The infrequent use of thoracic epidural anaesthesia for oncologic breast surgeries in our environment may be attributed to fear of potential complications of thoracic epidural, which include spinal injury, epidural haemetoma and abscess, as well as postdural puncture headache. However, with experience and due precautions, these complications are extremely rare.45

Moreover, the benefits of thoracic epidural anaesthesia makes it a technique of choice in high risk patients.1 Previous studies have identified history of hypertension as a risk factor for cardiovascular complications during general anaesthesia.6 Hypertension has also reported to be more common intraoperatively in patients undergoing surgeries under GA compared to thoracic epidural.1 During general anaesthesia, large increases in blood pressure are usually precipitated by laryngoscopy and intubation, surgical stimulation, and extubation.1 These airway manipulations are usually avoided in thoracic epidural anaesthesia and hence our patient was haemodynamically stable throughout the procedure.

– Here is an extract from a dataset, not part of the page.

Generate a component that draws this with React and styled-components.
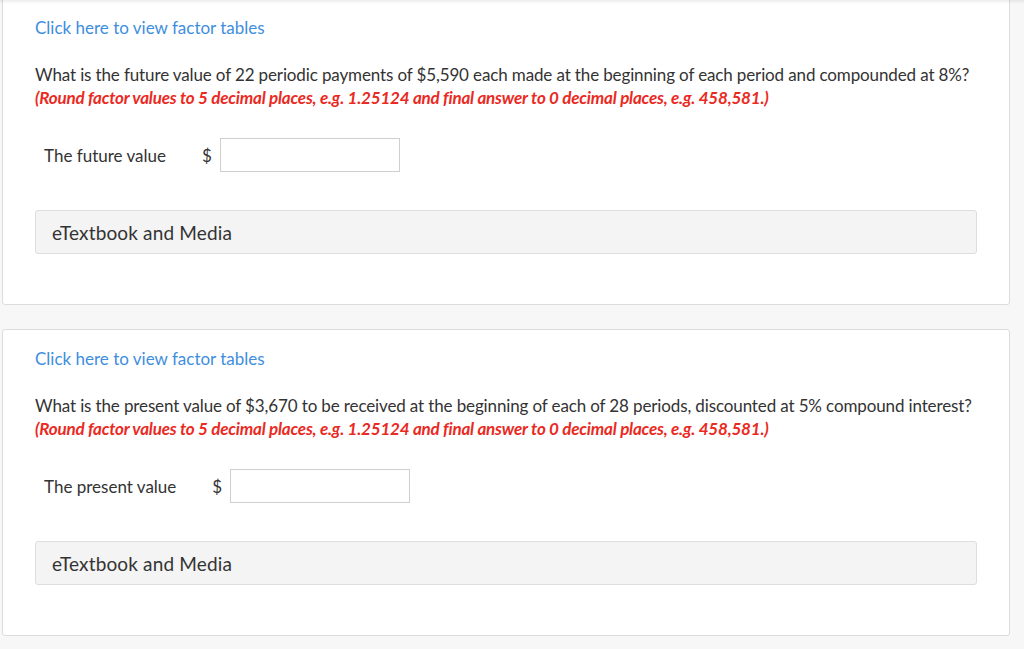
import React from 'react'
import styled, { createGlobalStyle } from 'styled-components'

const GlobalStyle = createGlobalStyle`
  html, body {
    margin: 0;
    padding: 0;
    background: #f7f7f7;
    font-family: Lato, "Open Sans", sans-serif;
    color: #333;
  }
`;

const questions = [
  {
    text: 'What is the future value of 22 periodic payments of $5,590 each made at the beginning of each period and compounded at 8%?',
    label: 'The future value',
  },
  {
    text: 'What is the present value of $3,670 to be received at the beginning of each of 28 periods, discounted at 5% compound interest?',
    label: 'The present value',
  },
];

function App() {
  return (
    <>
      <GlobalStyle />
      <TopShade />
      <Page>
        {questions.map((q, i) => (
          <Card key={i}>
            <FactorLink href="#">Click here to view factor tables</FactorLink>
            <Question>
              {q.text}
              <Hint>(Round factor values to 5 decimal places, e.g. 1.25124 and final answer to 0 decimal places, e.g. 458,581.)</Hint>
            </Question>
            <AnswerRow>
              <Label>{q.label}</Label>
              <Dollar>$</Dollar>
              <AnswerInput type="text" />
            </AnswerRow>
            <MediaBar>eTextbook and Media</MediaBar>
          </Card>
        ))}
      </Page>
    </>
  )
}

const TopShade = styled.div`
    position: fixed;
    top: 0;
    left: 0;
    right: 0;
    height: 4px;
    background: linear-gradient(to bottom, rgba(0,0,0,0.07), rgba(0,0,0,0));
    pointer-events: none;
`;
const Page = styled.div`
    display: flex;
    flex-direction: column;
    gap: 24px;
    margin-top: -2px;
    padding: 0 14px 20px 2px;
`;
const Card = styled.div`
    background: #fff;
    border: 1px solid #dcdcdc;
    border-radius: 3px;
    padding: 18px 32px 50px 32px;
    display: flex;
    flex-direction: column;
`;
const FactorLink = styled.a`
    font-size: 17px;
    line-height: 22px;
    color: #3e8ede;
    text-decoration: none;
    align-self: flex-start;
`;
const Question = styled.div`
    margin-top: 24px;
    font-size: 17px;
    line-height: 23px;
    letter-spacing: -0.13px;
    color: #333;
`;
const Hint = styled.div`
    color: #ea2a1f;
    font-weight: 700;
    font-style: italic;
    letter-spacing: -0.2px;
`;
const AnswerRow = styled.div`
    display: flex;
    align-items: center;
    margin-top: 29px;
    padding-left: 9px;
`;
const Label = styled.span`
    font-size: 17px;
    color: #333;
    margin-right: 36px;
`;
const Dollar = styled.span`
    font-size: 17px;
    color: #333;
    margin-right: 8px;
`;
const AnswerInput = styled.input`
    width: 180px;
    height: 34px;
    box-sizing: border-box;
    border: 1px solid #cfcfcf;
    border-radius: 0;
    background: #fff;
    font-family: inherit;
    font-size: 16px;
    padding: 0 8px;
    outline: none;
`;
const MediaBar = styled.div`
    margin-top: 38px;
    height: 44px;
    box-sizing: border-box;
    display: flex;
    align-items: center;
    padding-left: 16px;
    background: #f4f4f4;
    border: 1px solid #dedede;
    border-radius: 3px;
    font-size: 19px;
    letter-spacing: 0.15px;
    color: #333;
`;

export default App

Surgery in diabetic patients is associated with greater perioperative mortality than surgery in nondiabetic subjects.7,8 This is due in part to higher incidences of coronary heart disease, hypertension, renal insufficiency and hyperglycemia among patients with diabetes.8,9 The metabolic response to surgery and anaesthesia promotes hyperglycaemia. This is due to the increased secretions of counterregulatory hormones (cathecolamines, cortisol, glucagon and growth hormone) and excessive release of inflammatory cytokines.10 The magnitude of the counterregulatory response relates to the severity of surgery, as well as the type of anaesthesia. General anaesthesia has been shown to result in higher blood glucose concentrations compared to local and epidural anaesthesia.8 On the other hand, spinal epidural abscess is a rare but potentially life-threatening complication of spinal or epidural anaesthesia. This risk is increased in diabetic patients compared to nondiabetics.11,12 However, the risk–benefit assessment of our patient favoured epidural anaesthesia.

Glycaemic control was suboptimal in this patient. This may be attributed to the extensive nature of dissection involved in mastectomy. We used 5% dextrose water plus 5 IU of insulin and 5 mmol of potassium. Perhaps the addition of 10 IU of insulin would have improved the glycaemic control.

Regional anaesthesia, especially epidural where feasible, has been reported to be safer in asthmatic patients compared to general anaesthesia.13 Apart from avoiding airway manipulations, which may trigger asthmatic attacks, epidural anaesthesia improves wheezing and ameliorates status asthmaticus.14 Although our patient had an asthmatic attack 2 days prior to surgery and was treated, she remained stable throughout the procedure.

Etta and Edubio,13 previously reported on thoracic epidural anaesthesia for laparotomy in an asthmatic patient. Their patient developed acute asthmatic attack postoperatively in the general ward, and this was attributed to inadequate analgesia since pentazocine and paracetamol were used as per the surgeon’s order for acute pain management. Our patient was admitted to the ICU for continuous epidural analgesia using a syringe pump for at least 48 hours postoperatively. This enabled the patient to receive the full benefit of epidural analgesia, since syringe pumps and nurses trained in epidural analgesia management were not available in the general ward.


Thoracic epidural anaesthesia and analgesia for mastectomy is feasible, and it offers additional benefits in high-risk patients.


We acknowledge Professor Sylvia G. Akpan for her contributions to this work.

Competing interests

The authors declare that they have no conflicts of interest.